The order of operations is absolutely critical in programming, spreadsheet calculations, and scientific formulas.

• Programming: Computers strictly follow the order of operations when evaluating expressions. Writing x = a + b / 2 is very different from x = (a + b) / 2. Understanding PEMDAS/BODMAS ensures your code calculates what you intend.
• Spreadsheets (Excel, Google Sheets): Formulas rely on the correct order of operations. Incorrect placement of parentheses can lead to wildly inaccurate results in financial models, data analysis, etc.
• Science and Engineering: Scientific formulas often involve multiple operations.

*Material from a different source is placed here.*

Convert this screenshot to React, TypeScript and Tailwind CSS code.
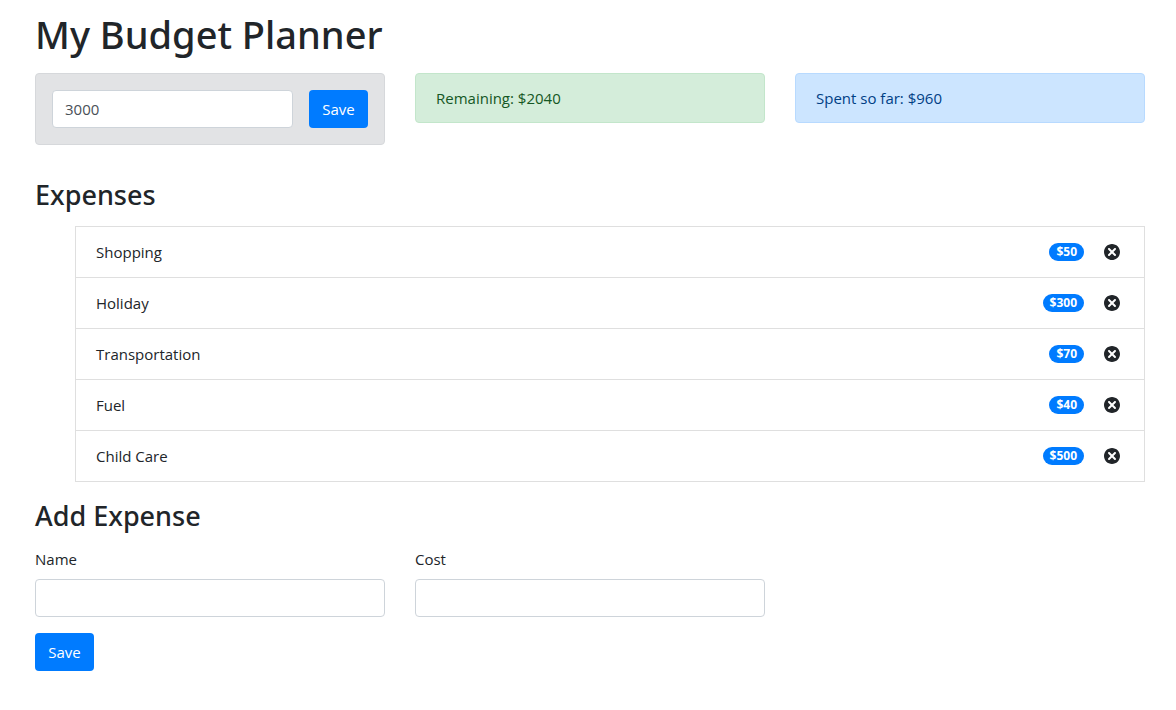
import { useState } from 'react';
import type { FormEvent } from 'react';
import { TiDelete } from 'react-icons/ti';

type Expense = { id: number; name: string; cost: number };

const initialExpenses: Expense[] = [
  { id: 1, name: 'Shopping', cost: 50 },
  { id: 2, name: 'Holiday', cost: 300 },
  { id: 3, name: 'Transportation', cost: 70 },
  { id: 4, name: 'Fuel', cost: 40 },
  { id: 5, name: 'Child Care', cost: 500 },
];

const fieldClass =
  'h-[38px] w-full min-w-0 rounded border border-[#ced4da] bg-white px-3 text-[#495057] outline-none focus:border-[#80bdff]';
const buttonClass =
  'h-[38px] w-[59px] shrink-0 rounded bg-[#007bff] text-white hover:bg-[#0069d9]';
const headingClass = "font-['Noto_Sans',sans-serif] text-[27px] leading-9 font-medium";

export default function App() {
  const [budget, setBudget] = useState(3000);
  const [draft, setDraft] = useState('3000');
  const [expenses, setExpenses] = useState(initialExpenses);
  const [name, setName] = useState('');
  const [cost, setCost] = useState('');
  const spent = expenses.reduce((total, item) => total + item.cost, 0);

  const saveBudget = (event: FormEvent) => {
    event.preventDefault();
    setBudget(Number(draft) || 0);
  };

  const addExpense = (event: FormEvent) => {
    event.preventDefault();
    if (!name) return;
    setExpenses([...expenses, { id: Date.now(), name, cost: Number(cost) || 0 }]);
    setName('');
    setCost('');
  };

  return (
    <main className="min-h-screen bg-white pt-[10px] pr-[31px] pb-10 pl-[35px] font-['Open_Sans',sans-serif] text-[15px] leading-6 text-[#212529]">
      <h1 className="font-['Noto_Sans',sans-serif] text-[38px] leading-[48px] font-medium">
        My Budget Planner
      </h1>

      <section className="mt-[15px] grid grid-cols-3 items-start gap-[30px]">
        <form
          onSubmit={saveBudget}
          className="flex gap-4 rounded border border-[#d6d8db] bg-[#e2e3e5] p-4"
        >
          <input
            aria-label="Budget"
            className={fieldClass}
            value={draft}
            onChange={(event) => setDraft(event.target.value)}
          />
          <button type="submit" className={buttonClass}>
            Save
          </button>
        </form>
        <div className="rounded border border-[#c3e6cb] bg-[#d4edda] px-5 py-3 text-[#155724]">
          Remaining: ${budget - spent}
        </div>
        <div className="rounded border border-[#b8daff] bg-[#cce5ff] px-5 py-3 text-[#004085]">
          Spent so far: ${spent}
        </div>
      </section>

      <h2 className={`${headingClass} mt-8`}>Expenses</h2>
      <ul className="mt-[13px] ml-10 divide-y divide-[#dfdfdf] border border-[#dfdfdf]">
        {expenses.map((item) => (
          <li key={item.id} className="flex h-[51px] items-center justify-between px-5 last:h-[50px]">
            {item.name}
            <div className="flex items-center">
              <span className="mr-4 rounded-full bg-[#007bff] px-[7px] text-xs leading-[18px] font-bold text-white">
                ${item.cost}
              </span>
              <button
                type="button"
                aria-label={`Delete ${item.name}`}
                onClick={() => setExpenses(expenses.filter((other) => other.id !== item.id))}
              >
                <TiDelete size={24} />
              </button>
            </div>
          </li>
        ))}
      </ul>

      <h2 className={`${headingClass} mt-4`}>Add Expense</h2>
      <form onSubmit={addExpense} className="mt-[13px]">
        <div className="grid grid-cols-3 gap-[30px]">
          <div>
            <label htmlFor="name" className="mb-2 block">
              Name
            </label>
            <input
              id="name"
              className={fieldClass}
              value={name}
              onChange={(event) => setName(event.target.value)}
            />
          </div>
          <div>
            <label htmlFor="cost" className="mb-2 block">
              Cost
            </label>
            <input
              id="cost"
              className={fieldClass}
              value={cost}
              onChange={(event) => setCost(event.target.value)}
            />
          </div>
        </div>
        <button type="submit" className={`${buttonClass} mt-4`}>
          Save
        </button>
      </form>
    </main>
  );
}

Applying them in the correct order is essential for accurate calculations in physics, chemistry, engineering, and other fields.

Conclusion

The order of operations (PEMDAS/BODMAS) is a fundamental convention in mathematics that eliminates ambiguity in calculations. By consistently applying the rules – Parentheses/Brackets, Exponents/Orders, Multiplication/Division (left-to-right), Addition/Subtraction (left-to-right) – we ensure that everyone arrives at the same correct answer for a given expression. Mastering this order is essential not only for basic arithmetic but also for success in algebra, programming, and any field involving quantitative calculations.